Task description:
All of the lines below are to be transcribed faithfully, with pictures excluded from the copy.

Dataset extract:
┄┄┄┄┄┄

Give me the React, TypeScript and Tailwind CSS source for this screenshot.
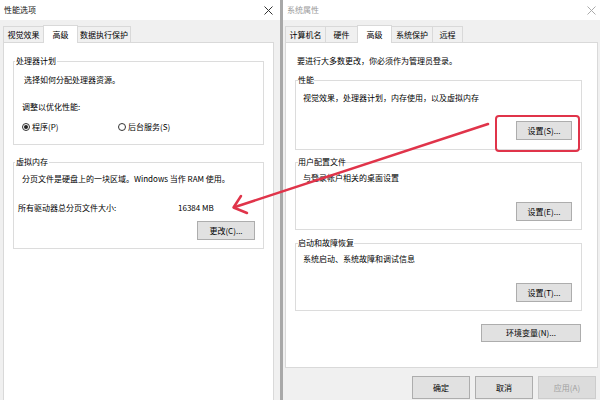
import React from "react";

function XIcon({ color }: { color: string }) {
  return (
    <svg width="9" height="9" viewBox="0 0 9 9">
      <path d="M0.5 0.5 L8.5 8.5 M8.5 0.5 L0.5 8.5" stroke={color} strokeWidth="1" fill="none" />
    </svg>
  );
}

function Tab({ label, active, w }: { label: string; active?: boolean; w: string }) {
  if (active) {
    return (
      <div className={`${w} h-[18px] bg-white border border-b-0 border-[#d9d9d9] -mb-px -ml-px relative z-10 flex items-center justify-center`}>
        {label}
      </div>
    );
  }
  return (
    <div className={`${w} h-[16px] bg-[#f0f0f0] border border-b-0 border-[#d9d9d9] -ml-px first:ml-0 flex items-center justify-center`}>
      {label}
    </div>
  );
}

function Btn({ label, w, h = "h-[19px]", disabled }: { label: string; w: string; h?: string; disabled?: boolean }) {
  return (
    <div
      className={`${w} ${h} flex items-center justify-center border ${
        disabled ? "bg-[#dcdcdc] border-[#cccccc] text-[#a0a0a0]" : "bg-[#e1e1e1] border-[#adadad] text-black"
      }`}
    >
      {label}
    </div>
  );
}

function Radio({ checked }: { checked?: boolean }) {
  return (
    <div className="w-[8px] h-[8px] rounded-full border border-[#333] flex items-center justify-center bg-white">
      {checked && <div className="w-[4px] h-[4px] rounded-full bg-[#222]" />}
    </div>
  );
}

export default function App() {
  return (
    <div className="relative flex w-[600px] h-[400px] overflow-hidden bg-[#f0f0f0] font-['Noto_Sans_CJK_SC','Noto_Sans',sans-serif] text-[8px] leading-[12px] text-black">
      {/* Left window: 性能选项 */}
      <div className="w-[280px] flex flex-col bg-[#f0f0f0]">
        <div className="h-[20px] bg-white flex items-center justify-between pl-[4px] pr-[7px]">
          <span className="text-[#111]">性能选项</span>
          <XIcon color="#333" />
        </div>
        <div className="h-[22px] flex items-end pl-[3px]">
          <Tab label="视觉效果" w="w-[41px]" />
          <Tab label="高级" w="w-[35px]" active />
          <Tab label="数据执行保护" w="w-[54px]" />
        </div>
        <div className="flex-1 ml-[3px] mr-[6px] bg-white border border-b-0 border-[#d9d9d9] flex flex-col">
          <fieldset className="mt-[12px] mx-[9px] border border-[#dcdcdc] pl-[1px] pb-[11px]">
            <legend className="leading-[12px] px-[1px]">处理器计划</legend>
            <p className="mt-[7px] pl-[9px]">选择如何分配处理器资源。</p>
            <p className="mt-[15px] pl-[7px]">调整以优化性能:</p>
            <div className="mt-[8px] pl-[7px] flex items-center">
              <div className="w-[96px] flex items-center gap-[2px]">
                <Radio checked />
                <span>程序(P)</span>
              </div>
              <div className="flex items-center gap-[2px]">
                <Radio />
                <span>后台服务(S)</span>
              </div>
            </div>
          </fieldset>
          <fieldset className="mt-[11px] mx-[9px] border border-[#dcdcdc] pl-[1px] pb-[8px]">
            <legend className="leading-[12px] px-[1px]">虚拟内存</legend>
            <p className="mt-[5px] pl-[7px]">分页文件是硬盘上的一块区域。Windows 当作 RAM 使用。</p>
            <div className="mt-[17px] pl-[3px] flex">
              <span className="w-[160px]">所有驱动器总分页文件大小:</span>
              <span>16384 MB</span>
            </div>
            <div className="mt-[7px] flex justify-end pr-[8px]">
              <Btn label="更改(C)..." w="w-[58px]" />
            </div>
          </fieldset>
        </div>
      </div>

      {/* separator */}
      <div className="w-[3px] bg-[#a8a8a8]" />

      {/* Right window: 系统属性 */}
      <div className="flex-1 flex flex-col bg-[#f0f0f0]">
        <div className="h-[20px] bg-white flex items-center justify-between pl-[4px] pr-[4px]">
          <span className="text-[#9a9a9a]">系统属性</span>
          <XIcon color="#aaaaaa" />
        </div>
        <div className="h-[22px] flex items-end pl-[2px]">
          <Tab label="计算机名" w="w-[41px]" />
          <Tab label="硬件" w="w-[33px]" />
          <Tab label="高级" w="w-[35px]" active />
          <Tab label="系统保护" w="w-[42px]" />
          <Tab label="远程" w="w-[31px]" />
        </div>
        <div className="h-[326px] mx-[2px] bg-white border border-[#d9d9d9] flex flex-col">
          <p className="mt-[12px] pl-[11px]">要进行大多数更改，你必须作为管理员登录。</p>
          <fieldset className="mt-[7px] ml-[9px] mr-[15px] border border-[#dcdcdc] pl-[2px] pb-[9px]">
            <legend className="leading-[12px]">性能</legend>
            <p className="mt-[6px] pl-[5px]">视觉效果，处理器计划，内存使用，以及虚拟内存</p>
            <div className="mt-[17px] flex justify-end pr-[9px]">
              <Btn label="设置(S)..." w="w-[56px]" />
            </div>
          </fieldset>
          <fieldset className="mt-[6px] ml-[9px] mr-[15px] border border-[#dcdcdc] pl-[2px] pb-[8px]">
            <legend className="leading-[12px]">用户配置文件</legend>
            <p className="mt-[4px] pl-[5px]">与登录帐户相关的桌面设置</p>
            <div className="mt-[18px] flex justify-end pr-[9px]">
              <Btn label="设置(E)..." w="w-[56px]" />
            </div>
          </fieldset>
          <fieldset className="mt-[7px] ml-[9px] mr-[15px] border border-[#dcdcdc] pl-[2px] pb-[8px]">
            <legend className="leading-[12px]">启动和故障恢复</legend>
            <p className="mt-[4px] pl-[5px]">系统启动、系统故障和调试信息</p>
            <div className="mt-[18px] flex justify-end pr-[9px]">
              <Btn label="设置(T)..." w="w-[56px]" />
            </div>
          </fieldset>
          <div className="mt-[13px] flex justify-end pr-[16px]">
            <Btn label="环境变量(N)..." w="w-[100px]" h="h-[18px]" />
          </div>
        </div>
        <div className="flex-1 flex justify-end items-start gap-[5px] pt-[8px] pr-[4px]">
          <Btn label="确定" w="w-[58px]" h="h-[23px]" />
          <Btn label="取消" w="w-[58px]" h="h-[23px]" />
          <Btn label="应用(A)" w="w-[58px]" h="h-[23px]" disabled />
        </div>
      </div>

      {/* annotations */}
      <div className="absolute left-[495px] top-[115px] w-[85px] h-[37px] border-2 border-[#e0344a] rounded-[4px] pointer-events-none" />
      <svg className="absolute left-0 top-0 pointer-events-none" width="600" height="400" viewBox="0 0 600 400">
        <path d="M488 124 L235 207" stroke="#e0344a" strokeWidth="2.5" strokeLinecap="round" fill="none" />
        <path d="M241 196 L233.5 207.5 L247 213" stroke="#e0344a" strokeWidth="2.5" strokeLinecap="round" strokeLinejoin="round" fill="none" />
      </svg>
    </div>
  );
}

┄┄┄┄┄┄

Result of the task:
Give me the React, TypeScript and Tailwind CSS source for this screenshot.
import React from "react";

function XIcon({ color }: { color: string }) {
  return (
    <svg width="9" height="9" viewBox="0 0 9 9">
      <path d="M0.5 0.5 L8.5 8.5 M8.5 0.5 L0.5 8.5" stroke={color} strokeWidth="1" fill="none" />
    </svg>
  );
}

function Tab({ label, active, w }: { label: string; active?: boolean; w: string }) {
  if (active) {
    return (
      <div className={`${w} h-[18px] bg-white border border-b-0 border-[#d9d9d9] -mb-px -ml-px relative z-10 flex items-center justify-center`}>
        {label}
      </div>
    );
  }
  return (
    <div className={`${w} h-[16px] bg-[#f0f0f0] border border-b-0 border-[#d9d9d9] -ml-px first:ml-0 flex items-center justify-center`}>
      {label}
    </div>
  );
}

function Btn({ label, w, h = "h-[19px]", disabled }: { label: string; w: string; h?: string; disabled?: boolean }) {
  return (
    <div
      className={`${w} ${h} flex items-center justify-center border ${
        disabled ? "bg-[#dcdcdc] border-[#cccccc] text-[#a0a0a0]" : "bg-[#e1e1e1] border-[#adadad] text-black"
      }`}
    >
      {label}
    </div>
  );
}

function Radio({ checked }: { checked?: boolean }) {
  return (
    <div className="w-[8px] h-[8px] rounded-full border border-[#333] flex items-center justify-center bg-white">
      {checked && <div className="w-[4px] h-[4px] rounded-full bg-[#222]" />}
    </div>
  );
}

export default function App() {
  return (
    <div className="relative flex w-[600px] h-[400px] overflow-hidden bg-[#f0f0f0] font-['Noto_Sans_CJK_SC','Noto_Sans',sans-serif] text-[8px] leading-[12px] text-black">
      {/* Left window: 性能选项 */}
      <div className="w-[280px] flex flex-col bg-[#f0f0f0]">
        <div className="h-[20px] bg-white flex items-center justify-between pl-[4px] pr-[7px]">
          <span className="text-[#111]">性能选项</span>
          <XIcon color="#333" />
        </div>
        <div className="h-[22px] flex items-end pl-[3px]">
          <Tab label="视觉效果" w="w-[41px]" />
          <Tab label="高级" w="w-[35px]" active />
          <Tab label="数据执行保护" w="w-[54px]" />
        </div>
        <div className="flex-1 ml-[3px] mr-[6px] bg-white border border-b-0 border-[#d9d9d9] flex flex-col">
          <fieldset className="mt-[12px] mx-[9px] border border-[#dcdcdc] pl-[1px] pb-[11px]">
            <legend className="leading-[12px] px-[1px]">处理器计划</legend>
            <p className="mt-[7px] pl-[9px]">选择如何分配处理器资源。</p>
            <p className="mt-[15px] pl-[7px]">调整以优化性能:</p>
            <div className="mt-[8px] pl-[7px] flex items-center">
              <div className="w-[96px] flex items-center gap-[2px]">
                <Radio checked />
                <span>程序(P)</span>
              </div>
              <div className="flex items-center gap-[2px]">
                <Radio />
                <span>后台服务(S)</span>
              </div>
            </div>
          </fieldset>
          <fieldset className="mt-[11px] mx-[9px] border border-[#dcdcdc] pl-[1px] pb-[8px]">
            <legend className="leading-[12px] px-[1px]">虚拟内存</legend>
            <p className="mt-[5px] pl-[7px]">分页文件是硬盘上的一块区域。Windows 当作 RAM 使用。</p>
            <div className="mt-[17px] pl-[3px] flex">
              <span className="w-[160px]">所有驱动器总分页文件大小:</span>
              <span>16384 MB</span>
            </div>
            <div className="mt-[7px] flex justify-end pr-[8px]">
              <Btn label="更改(C)..." w="w-[58px]" />
            </div>
          </fieldset>
        </div>
      </div>

      {/* separator */}
      <div className="w-[3px] bg-[#a8a8a8]" />

      {/* Right window: 系统属性 */}
      <div className="flex-1 flex flex-col bg-[#f0f0f0]">
        <div className="h-[20px] bg-white flex items-center justify-between pl-[4px] pr-[4px]">
          <span className="text-[#9a9a9a]">系统属性</span>
          <XIcon color="#aaaaaa" />
        </div>
        <div className="h-[22px] flex items-end pl-[2px]">
          <Tab label="计算机名" w="w-[41px]" />
          <Tab label="硬件" w="w-[33px]" />
          <Tab label="高级" w="w-[35px]" active />
          <Tab label="系统保护" w="w-[42px]" />
          <Tab label="远程" w="w-[31px]" />
        </div>
        <div className="h-[326px] mx-[2px] bg-white border border-[#d9d9d9] flex flex-col">
          <p className="mt-[12px] pl-[11px]">要进行大多数更改，你必须作为管理员登录。</p>
          <fieldset className="mt-[7px] ml-[9px] mr-[15px] border border-[#dcdcdc] pl-[2px] pb-[9px]">
            <legend className="leading-[12px]">性能</legend>
            <p className="mt-[6px] pl-[5px]">视觉效果，处理器计划，内存使用，以及虚拟内存</p>
            <div className="mt-[17px] flex justify-end pr-[9px]">
              <Btn label="设置(S)..." w="w-[56px]" />
            </div>
          </fieldset>
          <fieldset className="mt-[6px] ml-[9px] mr-[15px] border border-[#dcdcdc] pl-[2px] pb-[8px]">
            <legend className="leading-[12px]">用户配置文件</legend>
            <p className="mt-[4px] pl-[5px]">与登录帐户相关的桌面设置</p>
            <div className="mt-[18px] flex justify-end pr-[9px]">
              <Btn label="设置(E)..." w="w-[56px]" />
            </div>
          </fieldset>
          <fieldset className="mt-[7px] ml-[9px] mr-[15px] border border-[#dcdcdc] pl-[2px] pb-[8px]">
            <legend className="leading-[12px]">启动和故障恢复</legend>
            <p className="mt-[4px] pl-[5px]">系统启动、系统故障和调试信息</p>
            <div className="mt-[18px] flex justify-end pr-[9px]">
              <Btn label="设置(T)..." w="w-[56px]" />
            </div>
          </fieldset>
          <div className="mt-[13px] flex justify-end pr-[16px]">
            <Btn label="环境变量(N)..." w="w-[100px]" h="h-[18px]" />
          </div>
        </div>
        <div className="flex-1 flex justify-end items-start gap-[5px] pt-[8px] pr-[4px]">
          <Btn label="确定" w="w-[58px]" h="h-[23px]" />
          <Btn label="取消" w="w-[58px]" h="h-[23px]" />
          <Btn label="应用(A)" w="w-[58px]" h="h-[23px]" disabled />
        </div>
      </div>

      {/* annotations */}
      <div className="absolute left-[495px] top-[115px] w-[85px] h-[37px] border-2 border-[#e0344a] rounded-[4px] pointer-events-none" />
      <svg className="absolute left-0 top-0 pointer-events-none" width="600" height="400" viewBox="0 0 600 400">
        <path d="M488 124 L235 207" stroke="#e0344a" strokeWidth="2.5" strokeLinecap="round" fill="none" />
        <path d="M241 196 L233.5 207.5 L247 213" stroke="#e0344a" strokeWidth="2.5" strokeLinecap="round" strokeLinejoin="round" fill="none" />
      </svg>
    </div>
  );
}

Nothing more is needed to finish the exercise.